Dogana, coro di “sì” al lampione

La maggioranza approva lo sfratto al «Ragazzo con la Rana»

Addio Ragazzo con la Rana. Il giorno dopo l’annuncio del Comune («Sarà rimossa il 18 marzo, e il lampione tornerà al suo posto»), il dibattito si allarga. Nel sondaggio («Ti piaceva?») lanciato sul sito della Nuova la maggioranza dei lettori ha risposto «no». Ma quasi un 40 per cento dice invece di sì, che la statua non era poi così male. Tra questi Marino Folin, ex rettore Iuav e componente del Comitato scientifico della Fondazione Pinault.

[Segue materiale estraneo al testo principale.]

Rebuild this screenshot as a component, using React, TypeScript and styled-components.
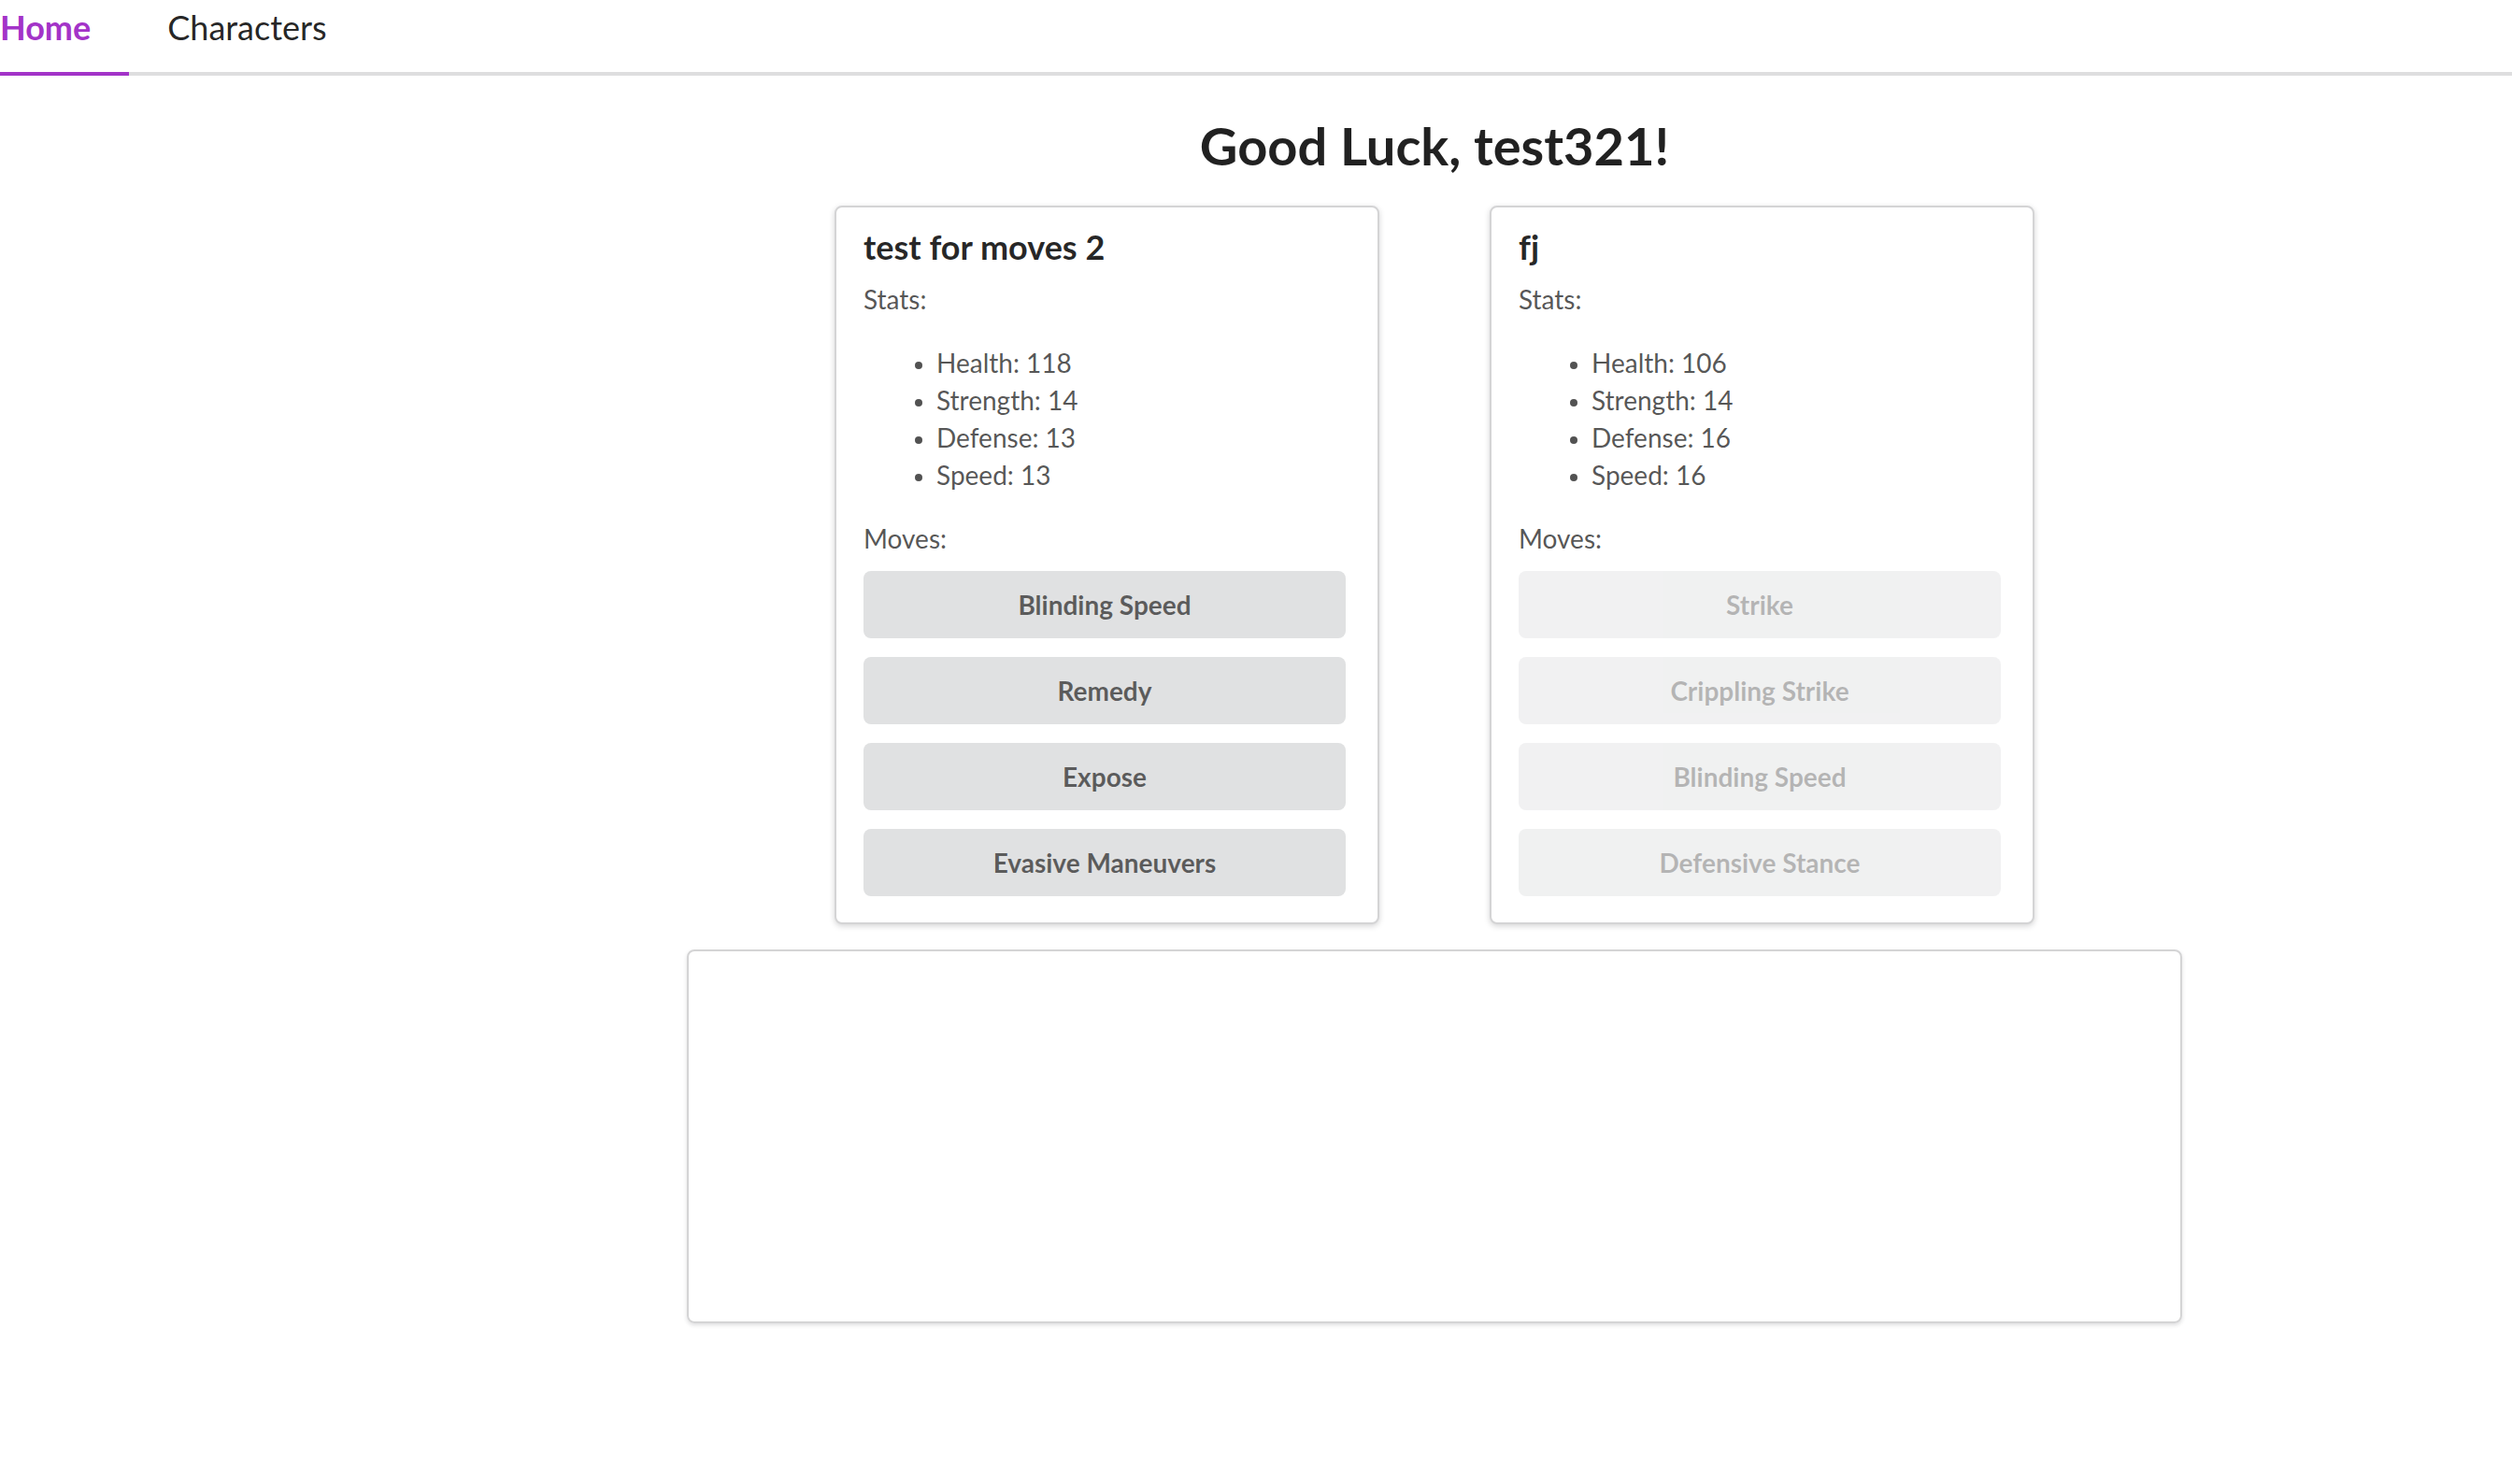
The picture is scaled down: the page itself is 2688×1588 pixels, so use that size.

La maggioranza però tira un sospiro di sollievo. «Era un insulto», dice Manuel Vecchina, «promotore di un flash mob e di una raccolta firme oltreché di una protesta sui Social Network. Mario d’Elia, avvocato lidense e rappresentate dei Consumatori, chiede «dove sia finito il lampione rimosso». «Sento dire che vogliono rifare il lampione originario dell’Ottocento. Ma quello che vedevamo fino al 2009 dov’è finito?».

Punta della Dogana tornerà «com’era e dov’era», ha annunciato il direttore generale del Comune Marco Agostini. nel senso che la porta d’ingresso della città dall’acqua riprenderà l’aspetto che aveva un secolo fa, immortalata nelle tele di famosi pittori e vedutisti. Il lampione sarà costruito da una ditta di Mantova, sulla base del calco originale. E dopo quattro anni la Punta della Dogana tornerà al suo aspetto storico. Senza più quella statua del ragazzo nudo che tiene una rana per la coda. Opera di Charles Ray che doveva attirare l’attenzione sul restaurato monumento del Benoni, spiegano alla Fondazione Pinault. Nel «patto» tra Comune e il magnate francese ci stava che la statua fosse autorizzata a restar lì fino alla fine della mostra. In realtà ci è rimasta per quattro anni, tra le proteste dei veneziani. Adesso sarà rimossa e il lampione tornerà al suo posto. Nel maggio scorso il Comune aveva dato il suo benestare alla proroga per l’occupazione di spazi pubblici. Prorogata anche la costosa guardianìa con la scatola di vetro che proteggeva il «Ragazzo» nelle ore notturne. Sfratto esecutivo il 18 marzo. (a.v.)